Per Capita Net State Domestic Product (PCNSDP)

Stating that per capita SDP or income is an indicator and measure of economic prosperity and agreeing that Gujarat is a well-off State, figuring among the top ten in terms of per capita State Domestic Product since long, Dr Shariff wrote, "A review of triennium averages in constant prices since the 1970s suggest that Gujarat has been occupying 6th or 7th positions most of the last four decade excepting mid-1996 when it was at the 4th position. For the year 2007-08 and in terms of current prices, Gujarat had an income of Rs. 45, 773, but Haryana with an annual per capita income of Rs. 59,008 tops the list followed by Punjab, Maharashtra and Kerala. Tamil Nadu, Karnataka and Andhra Pradesh are a notch below in the vicinity of Gujarat competing to climb up."


Questioning the claims that Narendra Modi has been instrumental in dramatic turnaround in Gujarat, Dr.
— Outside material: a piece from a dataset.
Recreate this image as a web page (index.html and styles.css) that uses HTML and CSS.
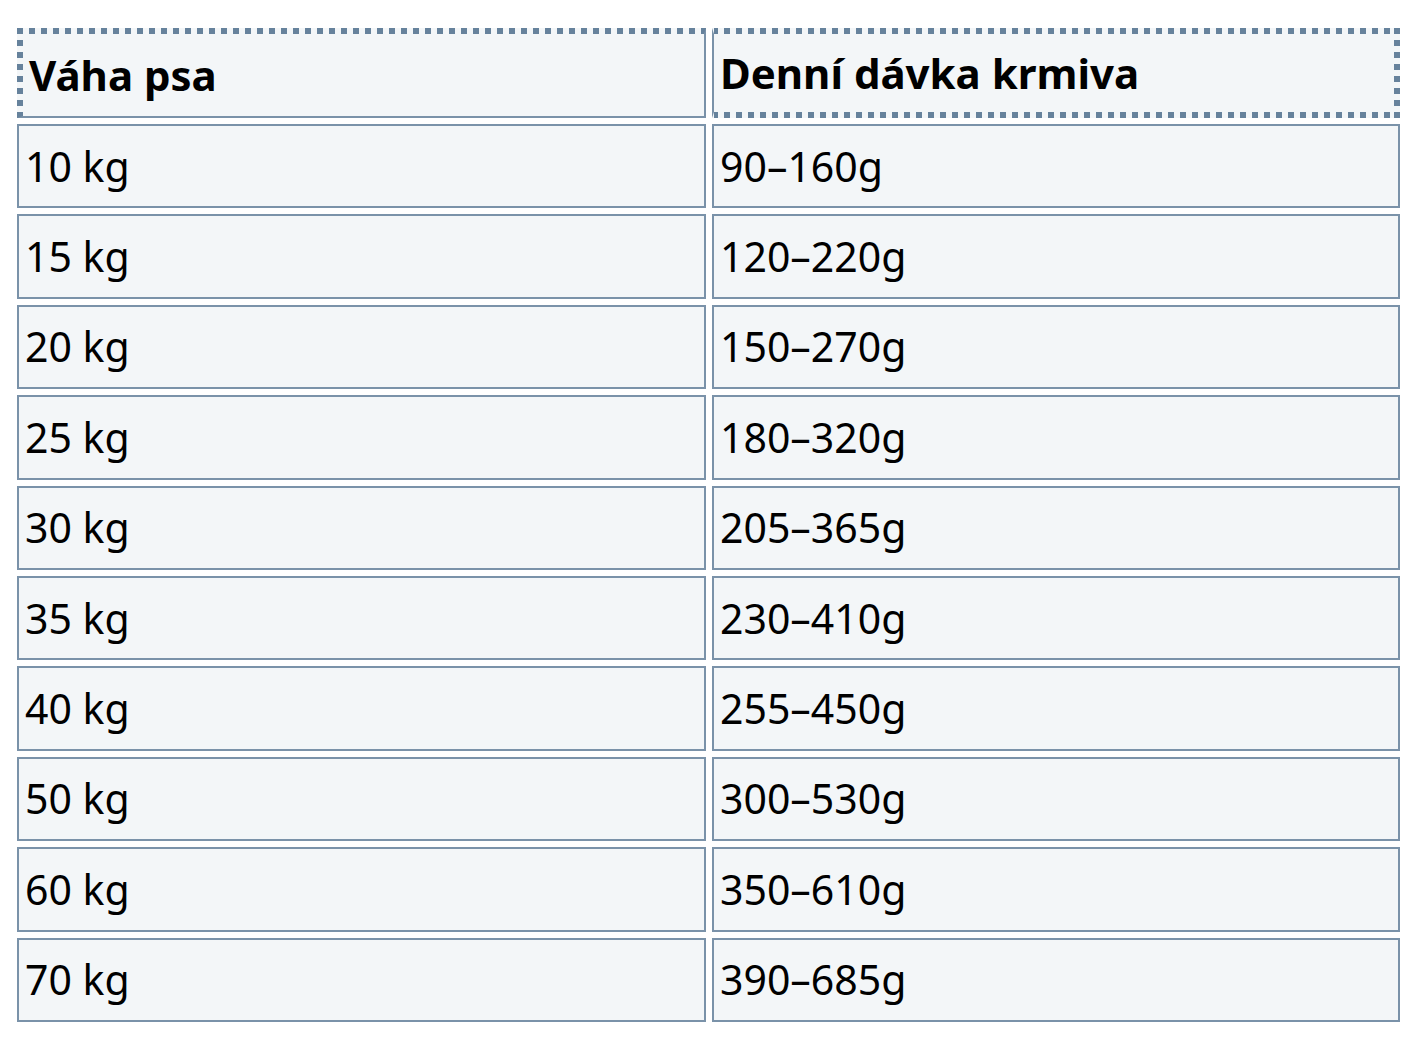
FILE: index.html
```html
<!DOCTYPE html>
<html lang="cs">
<head>
<meta charset="utf-8">
<title>Dávkování krmiva</title>
<link rel="stylesheet" href="styles.css">
</head>
<body>
<table class="feed">
  <thead>
    <tr>
      <th class="h1">Váha psa</th>
      <th class="h2">Denní dávka krmiva</th>
    </tr>
  </thead>
  <tbody>
    <tr><td>10 kg</td><td>90–160g</td></tr>
    <tr><td>15 kg</td><td>120–220g</td></tr>
    <tr><td>20 kg</td><td>150–270g</td></tr>
    <tr><td>25 kg</td><td>180–320g</td></tr>
    <tr><td>30 kg</td><td>205–365g</td></tr>
    <tr><td>35 kg</td><td>230–410g</td></tr>
    <tr><td>40 kg</td><td>255–450g</td></tr>
    <tr><td>50 kg</td><td>300–530g</td></tr>
    <tr><td>60 kg</td><td>350–610g</td></tr>
    <tr><td>70 kg</td><td>390–685g</td></tr>
  </tbody>
</table>
</body>
</html>
```
FILE: styles.css
```css
html, body {
  margin: 0;
  padding: 0;
  background: #ffffff;
}

body {
  font-family: "Noto Sans", "DejaVu Sans", sans-serif;
  color: #000000;
}

.feed {
  border-collapse: separate;
  border-spacing: 6px 6px;
  table-layout: fixed;
  width: 1395px;
  margin: 22px 0 0 11px;
}

.feed th,
.feed td {
  box-sizing: border-box;
  background-color: #f3f6f8;
  text-align: left;
  vertical-align: middle;
  white-space: nowrap;
}

.feed td {
  height: 84.4px;
  border: 2px solid #7a92a9;
  padding: 0 6px;
  font-size: 41px;
  font-weight: 400;
  line-height: 1.2;
}

.feed th {
  height: 90px;
  padding: 0 6px;
  font-size: 42px;
  font-weight: 700;
  line-height: 1.2;
  background-repeat: no-repeat;
  background-origin: border-box;
  background-clip: border-box;
}

/* first header cell: dotted top + left, solid right + bottom */
.feed th.h1 {
  width: 689px;
  border-top: 6px solid transparent;
  border-left: 6px solid transparent;
  border-right: 2px solid #7a92a9;
  border-bottom: 2px solid #7a92a9;
  background-image:
    repeating-linear-gradient(to right, #66829c 0 6px, transparent 6px 12px),
    repeating-linear-gradient(to bottom, #66829c 0 6px, transparent 6px 12px);
  background-size: 100% 6px, 6px 100%;
  background-position: left top, left top;
}

/* second header cell: dotted top + right + bottom, solid left */
.feed th.h2 {
  border-top: 6px solid transparent;
  border-right: 6px solid transparent;
  border-bottom: 6px solid transparent;
  border-left: 2px solid #7a92a9;
  background-image:
    repeating-linear-gradient(to right, #66829c 0 6px, transparent 6px 12px),
    repeating-linear-gradient(to right, #66829c 0 6px, transparent 6px 12px),
    repeating-linear-gradient(to bottom, #66829c 0 6px, transparent 6px 12px);
  background-size: 100% 6px, 100% 6px, 6px 100%;
  background-position: left top, left bottom, right top;
}
```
Shariff wrote, "(No doubt) Gujarat is one of the large states in India known for sustained levels of development. "Gujarties‟ the people of Gujarat so identified - rings a bell in imagination as enterprising people with an edge to manage and invest money in businesses and enhance savings. (But) These Gujarati attributes are not new, rather age old; and developed over centuries especially due to their easy contact with the travelling business men from all over the world at the Indian west-coast."
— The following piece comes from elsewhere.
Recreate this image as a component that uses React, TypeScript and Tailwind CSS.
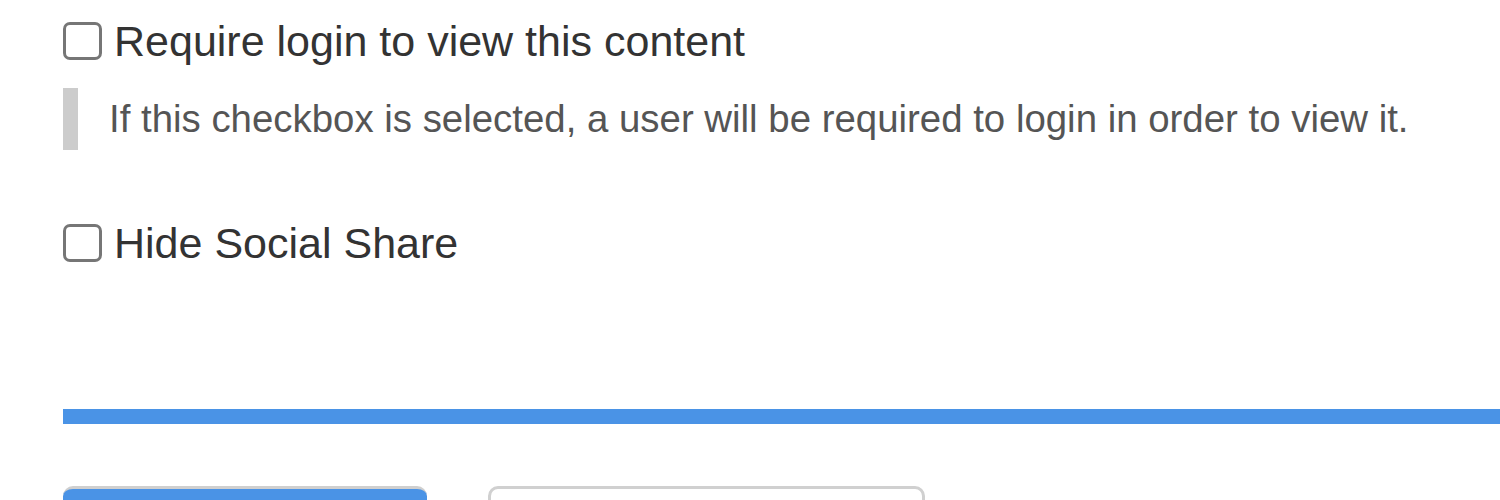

"Overall the economic status of Gujarat has been stable and relatively on the higher side at least since last four decades. Thus the Gujarat growth story measured in terms of macro economic indicator is not new; rather it is an old one", he added.


Agreeing that Gujarat has over 90 percent paved roads to villages, 98 percent electrified villages with 80 percent electrified homes and 18 hours of electricity everyday, 86 percent piped water supply and better phone connections, banks, post offices, bus connection compared to other states. Agricultural extension work, too, is better than in other states, Dr. Shariff found in his study, "Amid all this, poverty, hunger and sense of insecurity thrive in Gujarat."